** start of GIVEN INFORMATION **
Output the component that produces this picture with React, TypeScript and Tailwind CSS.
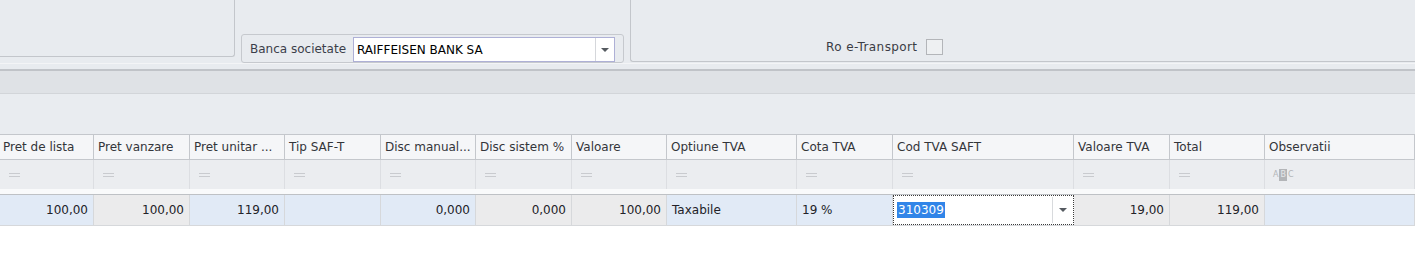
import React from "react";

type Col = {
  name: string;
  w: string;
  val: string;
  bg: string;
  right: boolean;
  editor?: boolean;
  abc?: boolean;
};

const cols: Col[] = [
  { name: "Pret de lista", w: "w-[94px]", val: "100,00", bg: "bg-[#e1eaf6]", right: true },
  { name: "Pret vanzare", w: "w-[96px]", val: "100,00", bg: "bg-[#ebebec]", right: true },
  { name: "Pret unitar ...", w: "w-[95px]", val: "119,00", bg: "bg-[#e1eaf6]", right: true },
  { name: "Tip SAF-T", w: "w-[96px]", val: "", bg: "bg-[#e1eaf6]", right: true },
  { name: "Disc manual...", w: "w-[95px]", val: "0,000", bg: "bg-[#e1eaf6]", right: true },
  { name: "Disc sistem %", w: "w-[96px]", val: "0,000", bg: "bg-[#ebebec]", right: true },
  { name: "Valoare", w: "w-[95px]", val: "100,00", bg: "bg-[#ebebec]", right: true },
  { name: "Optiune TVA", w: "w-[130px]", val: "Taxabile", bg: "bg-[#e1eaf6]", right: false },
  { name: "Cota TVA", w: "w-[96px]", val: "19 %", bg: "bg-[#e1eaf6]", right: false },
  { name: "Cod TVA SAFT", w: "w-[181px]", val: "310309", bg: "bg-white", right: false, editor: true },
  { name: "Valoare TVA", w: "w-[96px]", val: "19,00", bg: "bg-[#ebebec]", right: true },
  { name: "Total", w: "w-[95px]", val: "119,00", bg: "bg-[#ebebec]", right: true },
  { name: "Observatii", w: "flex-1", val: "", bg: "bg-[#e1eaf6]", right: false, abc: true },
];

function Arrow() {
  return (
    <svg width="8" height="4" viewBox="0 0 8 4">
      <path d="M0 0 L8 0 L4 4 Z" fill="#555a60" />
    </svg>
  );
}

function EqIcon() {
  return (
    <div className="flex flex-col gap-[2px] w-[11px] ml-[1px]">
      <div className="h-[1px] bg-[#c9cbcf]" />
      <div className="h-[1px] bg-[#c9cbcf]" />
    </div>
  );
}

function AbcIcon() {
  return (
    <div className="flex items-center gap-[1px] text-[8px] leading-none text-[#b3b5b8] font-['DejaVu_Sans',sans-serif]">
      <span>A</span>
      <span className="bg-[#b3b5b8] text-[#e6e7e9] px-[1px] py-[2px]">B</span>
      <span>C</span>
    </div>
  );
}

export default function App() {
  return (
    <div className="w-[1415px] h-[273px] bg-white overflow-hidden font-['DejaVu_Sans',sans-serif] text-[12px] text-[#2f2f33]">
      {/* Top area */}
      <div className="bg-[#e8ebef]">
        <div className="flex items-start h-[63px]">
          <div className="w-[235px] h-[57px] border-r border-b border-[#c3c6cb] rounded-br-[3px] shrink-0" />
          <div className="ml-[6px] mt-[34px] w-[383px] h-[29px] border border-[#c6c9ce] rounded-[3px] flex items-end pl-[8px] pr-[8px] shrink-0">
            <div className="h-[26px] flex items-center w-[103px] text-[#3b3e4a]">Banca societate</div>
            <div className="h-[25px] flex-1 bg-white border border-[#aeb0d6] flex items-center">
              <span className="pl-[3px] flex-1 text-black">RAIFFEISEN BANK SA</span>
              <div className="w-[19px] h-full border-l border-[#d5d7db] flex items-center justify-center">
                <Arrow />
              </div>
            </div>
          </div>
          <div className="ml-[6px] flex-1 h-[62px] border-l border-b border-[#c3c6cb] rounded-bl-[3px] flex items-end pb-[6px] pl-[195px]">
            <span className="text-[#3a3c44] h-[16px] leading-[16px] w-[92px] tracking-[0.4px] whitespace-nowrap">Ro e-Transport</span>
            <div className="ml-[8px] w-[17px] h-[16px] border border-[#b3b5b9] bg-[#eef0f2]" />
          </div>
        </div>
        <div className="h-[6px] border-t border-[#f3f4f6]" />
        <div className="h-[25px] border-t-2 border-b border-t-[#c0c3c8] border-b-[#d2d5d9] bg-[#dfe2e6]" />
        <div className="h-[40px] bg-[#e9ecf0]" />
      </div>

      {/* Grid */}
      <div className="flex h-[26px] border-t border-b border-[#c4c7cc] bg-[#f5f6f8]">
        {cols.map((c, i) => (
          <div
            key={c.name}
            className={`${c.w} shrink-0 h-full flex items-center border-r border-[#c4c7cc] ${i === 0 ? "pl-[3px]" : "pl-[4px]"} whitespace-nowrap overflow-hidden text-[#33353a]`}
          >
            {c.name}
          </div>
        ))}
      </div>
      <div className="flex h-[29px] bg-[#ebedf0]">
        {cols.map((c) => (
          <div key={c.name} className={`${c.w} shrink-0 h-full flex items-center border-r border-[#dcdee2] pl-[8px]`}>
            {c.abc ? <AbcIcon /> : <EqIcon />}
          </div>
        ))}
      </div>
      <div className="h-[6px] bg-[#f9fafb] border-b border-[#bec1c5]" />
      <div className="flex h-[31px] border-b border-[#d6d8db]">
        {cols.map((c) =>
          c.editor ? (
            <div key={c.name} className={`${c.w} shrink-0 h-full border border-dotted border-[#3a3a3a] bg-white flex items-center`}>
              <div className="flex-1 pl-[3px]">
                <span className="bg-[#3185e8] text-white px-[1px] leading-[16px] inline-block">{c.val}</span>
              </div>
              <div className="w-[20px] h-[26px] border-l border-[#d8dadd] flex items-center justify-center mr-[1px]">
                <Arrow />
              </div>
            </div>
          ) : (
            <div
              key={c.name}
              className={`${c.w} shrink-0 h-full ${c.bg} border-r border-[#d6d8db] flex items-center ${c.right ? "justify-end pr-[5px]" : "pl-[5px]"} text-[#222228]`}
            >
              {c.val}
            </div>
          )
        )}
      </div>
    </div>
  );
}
** end of GIVEN INFORMATION **
→ DIRECTIONS FOR THIS TASK:
From the listing, tally every line with the word "React" in it and give only the tally.

→ FINAL RESULT:
2